Gonzalez spent almost three days in jail. When she was released on her own recognizance, she says deputies there wouldn't allow her to use the phone to call for a ride home. She walked the two-hour trip instead.
Karla Weikal, spokeswoman for the sheriff's office, says Gonzalez should've had access to either jail phones or, at least, a pay phone in the lobby. She also denies Gonzalez's allegations that deputies there told her she would never see her family again, and that she'd never get to complete her education because she would be deported.
"Individuals who are incarcerated make many allegations," Weikal says. "We have no reason to believe these allegations are true."
Adrienne Schlichtemier, who as regional attorney for the group Justice For Our Neighbors is representing Gonzalez, says the teen doesn't plan to take legal action against the sheriff's office.
Gonzalez recently received a summons to appear in a Memphis immigration court, and though she doesn't yet know the date, Schlichtemier estimates the hearing will take place sometime in September.
Before then, Schlichtemier plans to petition ICE for a deferred action, a type of prosecutorial discretion that would give Gonzalez temporary status for a year.

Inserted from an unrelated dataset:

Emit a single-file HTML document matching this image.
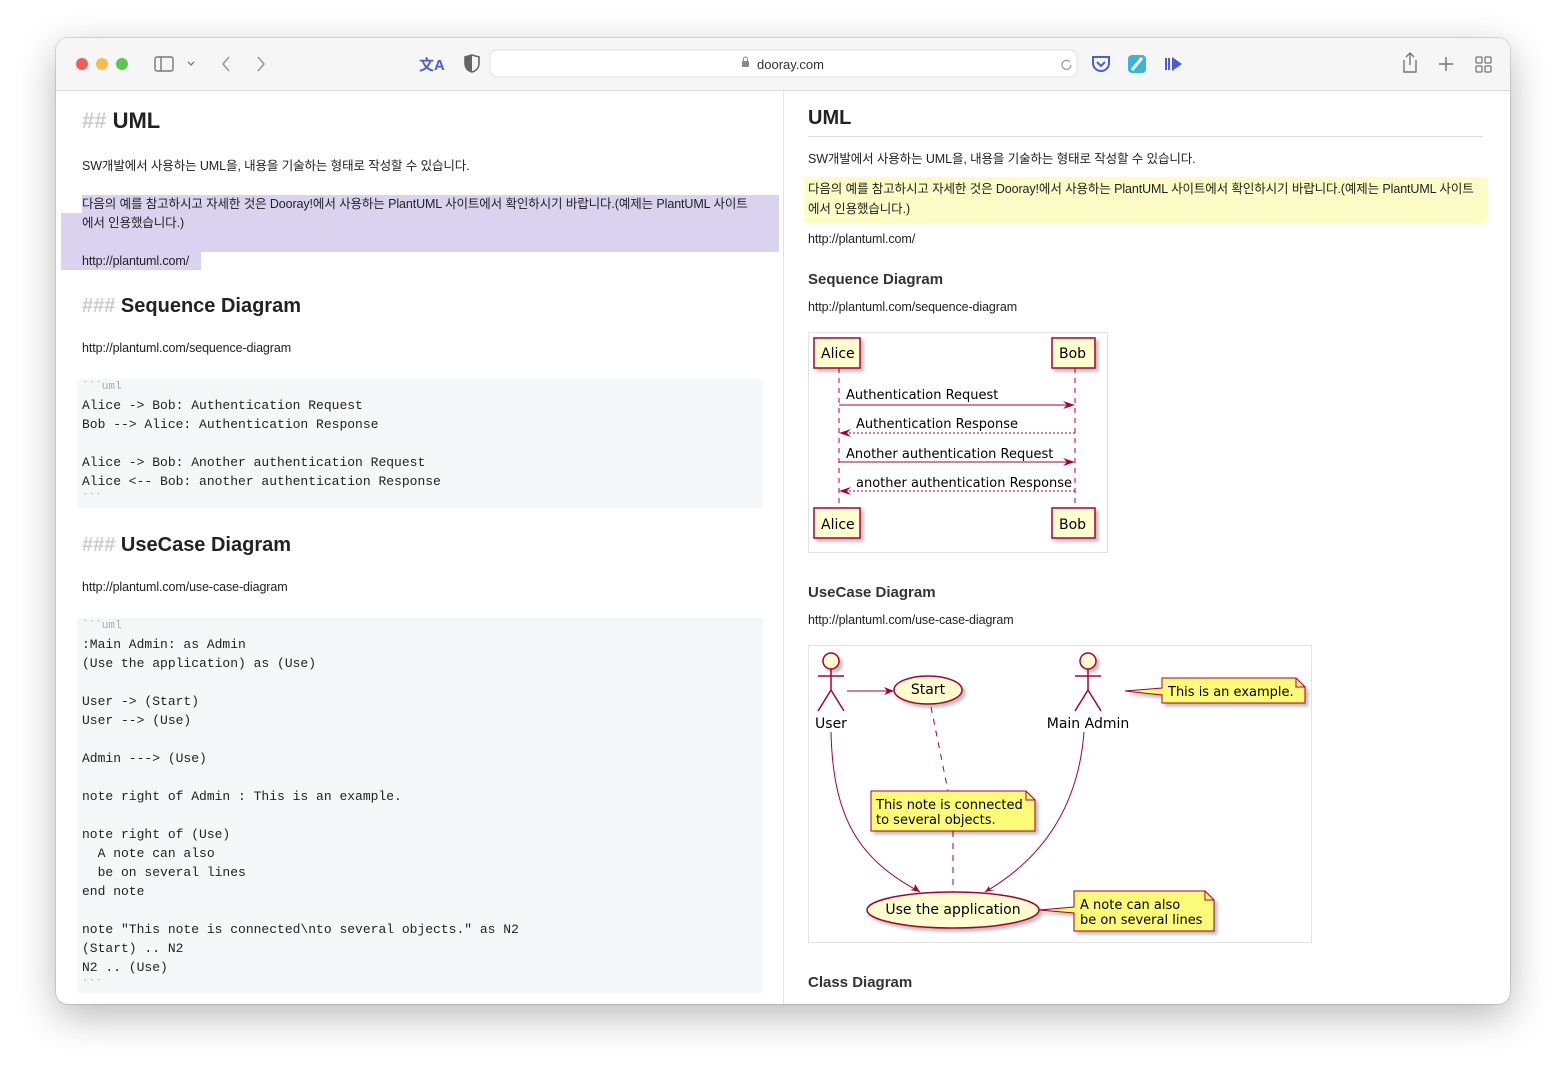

Considered a humanitarian gesture, such a move would acknowledge that Gonzalez — with good standing in the community, no prior record and no hint of violence — would also be eligible for the DREAM Act, were it to pass.
Manolo Lem, a man of Chinese descent brought to the U.S. from Venezuela at age 2, received deferred status from ICE in early May. The MTSU grad had been placed in deportation proceedings and would've been sent to Venezuela — despite the fact that he was raised in Tennessee, speaks no Spanish and has no family in that country. He would also qualify for the DREAM Act.
The Tennessee Immigrant and Refugee Rights Coalition worked with United We Dream, a national coalition led by young people advocating for the DREAM Act, to coordinate the ultimately successful petitioning campaign for Lem. They're doing the same now for Gonzalez: An online petition urging leniency had 2,385 signatures as of Tuesday. According to TIRRC's Amelia Post, letters and other communications from supporters bring the total to about 3,000. All of that will go into the request for deferred action.
"My situation is really bad, but hopefully it will stop," Gonzalez says, leaving aside for a moment the gravity of the ordeal. "We still have hope."